Este año, las movilizaciones no se han detenido. Eso sí, la afluencia de los participantes se ha reducido de forma considerable. A finales de enero, unas 2.500 personas tomaron parte en la jornada de protestas de São Paulo. Un joven resultó herido de bala por la policía y se produjeron 128 arrestos (de los 143 detenidos en Brasil). La semana pasada, el balance fue de 1.000 manifestantes y 54 detenidos. La causa de la disminución de los participantes no es otra que la violencia. Durante los actos en la Copa Confederaciones 2013, el grupo Black Bloc se infiltró entre los manifestantes e impuso su discurso anarquista con la quema de símbolos, ataques a entidades bancarias y enfrentamientos directos con las fuerzas del orden.
La mayoría del pueblo quiere desmarcarse. "El sentimiento de que vamos a tener una gran fiesta comienza a predominar", arguye la vicealcaldesa de la ciudad, Nádia Campeão. "Defenderemos las manifestaciones pacíficas y actuaremos contra las violentas. En Europa y Rusia hay guerras civiles. ¿Cómo no va a haber problemas aquí? Somos un país pacífico y tolerante, pero existe una desigualdad importante. Brasil tiene 16.000 kilómetros de fronteras, pero no libramos ninguna guerra con nadie", defiende el ministro de Deportes, Aldo Rebelo, ante un grupo de periodistas invitados a Brasil.
La seguridad es uno de los puntos que más inquieta al Gobierno brasileño. Por ello ha diseñado un complejo entramado que integra a las 12 ciudades que acogerán el Mundial y en el que participarán 180.000 agentes, un número récord. La célula principal está fijada en Brasilia. Se activará el 23 de mayo y permanecerá hasta el 18 de julio, cinco días después de la Copa. Trabajará 24 horas al día y su coste es de 260 millones de euros. Junto a Río y Salvador, que recibirán la mayor cantidad de visitantes, preocupa sobremanera el foco de Belo Horizonte. Allí instalará su cuartel general Argentina (Messi ya ha alquilado una lujosa villa para sus familiares por valor de 55.000 euros, en el lujoso complejo de Lagoa Santa, donde vive Ronaldinho) y hasta ahí se desplazarán alrededor de 600 barras bravas, con un amplio historial delictivo, liderados por el jefe de la de Independiente.

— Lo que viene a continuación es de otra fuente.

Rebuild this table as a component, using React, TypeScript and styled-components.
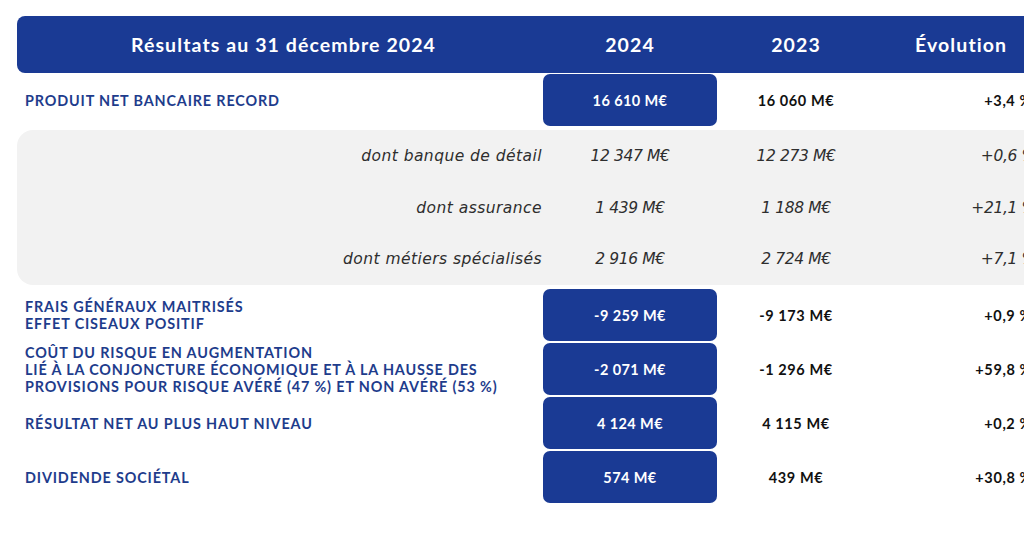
import React from "react";
import styled, { createGlobalStyle } from "styled-components";

const Global = createGlobalStyle`
  html, body { margin: 0; padding: 0; background: #ffffff; overflow: hidden; }
  body { font-family: Lato, "Noto Sans", sans-serif; width: 1024px; height: 538px; }
`;

const BLUE = "#1a3a94";
const COLS = "525px 176px 156px 165px";

const Page = styled.div`
  padding: 16px 0 0 17px;
  width: 1040px;
`;

const Header = styled.div`
  display: grid;
  grid-template-columns: ${COLS};
  height: 57px;
  align-items: center;
  background: ${BLUE};
  border-radius: 8px;
  color: #fff;
  font-weight: 700;
  font-size: 19.5px;
  letter-spacing: 1.1px;
`;

const HeadCell = styled.div<{ $pad?: number; $left?: boolean }>`
  text-align: ${(p) => (p.$left ? "left" : "center")};
  padding-left: ${(p) => p.$pad ?? 0}px;
`;

const Row = styled.div<{ $h?: number }>`
  display: grid;
  grid-template-columns: ${COLS};
  height: ${(p) => p.$h ?? 54}px;
  align-items: center;
`;

const Label = styled.div`
  padding-left: 8px;
  color: #1e3c8c;
  font-weight: 700;
  font-size: 14.4px;
  letter-spacing: 0.85px;
  line-height: 17px;
  text-transform: uppercase;
`;

const Box = styled.div`
  height: 52px;
  margin: 0 1px;
  border-radius: 7px;
  background: ${BLUE};
  color: #fff;
  font-weight: 700;
  font-size: 14.5px;
  letter-spacing: 0.4px;
  display: flex;
  align-items: center;
  justify-content: center;
`;

const Value = styled.div<{ $right?: boolean }>`
  color: #111;
  font-weight: 700;
  font-size: 14.5px;
  letter-spacing: 0.6px;
  text-align: ${(p) => (p.$right ? "right" : "center")};
  padding-right: ${(p) => (p.$right ? 7 : 0)}px;
`;

const Panel = styled.div`
  margin: 3px 0 3px;
  background: #f2f2f2;
  border-radius: 16px;
`;

const Italic = styled.div`
  font-family: "DejaVu Sans", sans-serif;
  color: #2e2e2e;
  font-style: italic;
  font-size: 15.5px;
`;

const SubLabel = styled(Italic)`
  text-align: right;
  letter-spacing: 0.45px;
`;

const SubValue = styled(Italic)<{ $right?: boolean }>`
  letter-spacing: -0.35px;
  text-align: ${(p) => (p.$right ? "right" : "center")};
  padding-right: ${(p) => (p.$right ? 3 : 0)}px;
`;

type Main = { label: React.ReactNode; v24: string; v23: string; evo: string };

const mains: Main[] = [
  { label: <>Frais généraux maitrisés<br />effet ciseaux positif</>, v24: "-9 259 M€", v23: "-9 173 M€", evo: "+0,9 %" },
  {
    label: <>Coût du risque en augmentation<br />lié à la conjoncture économique et à la hausse des<br />provisions pour risque avéré (47 %) et non avéré (53 %)</>,
    v24: "-2 071 M€", v23: "-1 296 M€", evo: "+59,8 %",
  },
  { label: <>Résultat net au plus haut niveau</>, v24: "4 124 M€", v23: "4 115 M€", evo: "+0,2 %" },
  { label: <>Dividende sociétal</>, v24: "574 M€", v23: "439 M€", evo: "+30,8 %" },
];

const subs = [
  { label: "dont banque de détail", v24: "12 347 M€", v23: "12 273 M€", evo: "+0,6 %" },
  { label: "dont assurance", v24: "1 439 M€", v23: "1 188 M€", evo: "+21,1 %" },
  { label: "dont métiers spécialisés", v24: "2 916 M€", v23: "2 724 M€", evo: "+7,1 %" },
];

export default function App() {
  return (
    <>
      <Global />
      <Page>
        <Header>
          <HeadCell $pad={8}>Résultats au 31 décembre 2024</HeadCell>
          <HeadCell>2024</HeadCell>
          <HeadCell>2023</HeadCell>
          <HeadCell $left $pad={41}>Évolution</HeadCell>
        </Header>
        <Row>
          <Label>Produit net bancaire record</Label>
          <Box>16 610 M€</Box>
          <Value>16 060 M€</Value>
          <Value $right>+3,4 %</Value>
        </Row>
        <Panel>
          {subs.map((s) => (
            <Row key={s.label} $h={51.7}>
              <SubLabel>{s.label}</SubLabel>
              <SubValue>{s.v24}</SubValue>
              <SubValue>{s.v23}</SubValue>
              <SubValue $right>{s.evo}</SubValue>
            </Row>
          ))}
        </Panel>
        {mains.map((m) => (
          <Row key={m.v24}>
            <Label>{m.label}</Label>
            <Box>{m.v24}</Box>
            <Value>{m.v23}</Value>
            <Value $right>{m.evo}</Value>
          </Row>
        ))}
      </Page>
    </>
  );
}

El gran conflicto, el quiste, subyace sin embargo en casa. Con las elecciones presidenciales del 5 de octubre y los Juegos de Río 2016 en el horizonte, la popularidad de Rousseff ha caído en picado. El Mundial y la cita olímpica requerirán un gasto total de unos 19.000 millones de euros. En contraposición, el impacto económico será limitado, según un informe de la agencia Moody's. De los 600.000 turistas que se esperan, la expectativa ha disminuido a la mitad. Solo la hostelería, el comercio y la alimentación, por un periodo breve, sacarán tajada.
"La FIFA sí que está haciendo negocio. Hasta ahora, sus ingresos se estiman en unos 1.000 millones de euros. Una encuesta reciente efectuada por el instituto Datafolha revela que el 55% de los brasileños cree que el Mundial traerá consigo más perjuicios que beneficios. Solo un 36% se muestra optimista. "Nací en 1958. ¡Claro que quiero que el Mundial se celebre aquí! Todos sabemos que el país no está del todo preparado, pero es nuestra oportunidad de demostrar al mundo cómo somos. Aunque hayamos dejado todo para el final, como casi siempre, organizaremos una Copa del Mundo espectacular", señala João, vendedor de helados en el parque de Ibirapuera.
Son las dos caras de Brasil, un coloso paradójico. Aquel país que venera el fútbol y ese otro que ahora reclama más atenciones. Las brasas siguen incandescentes. Al menos hasta que ruede el balón y salte al césped su ejército más reconocible. El futbolero, la todopoderosa Canarinha.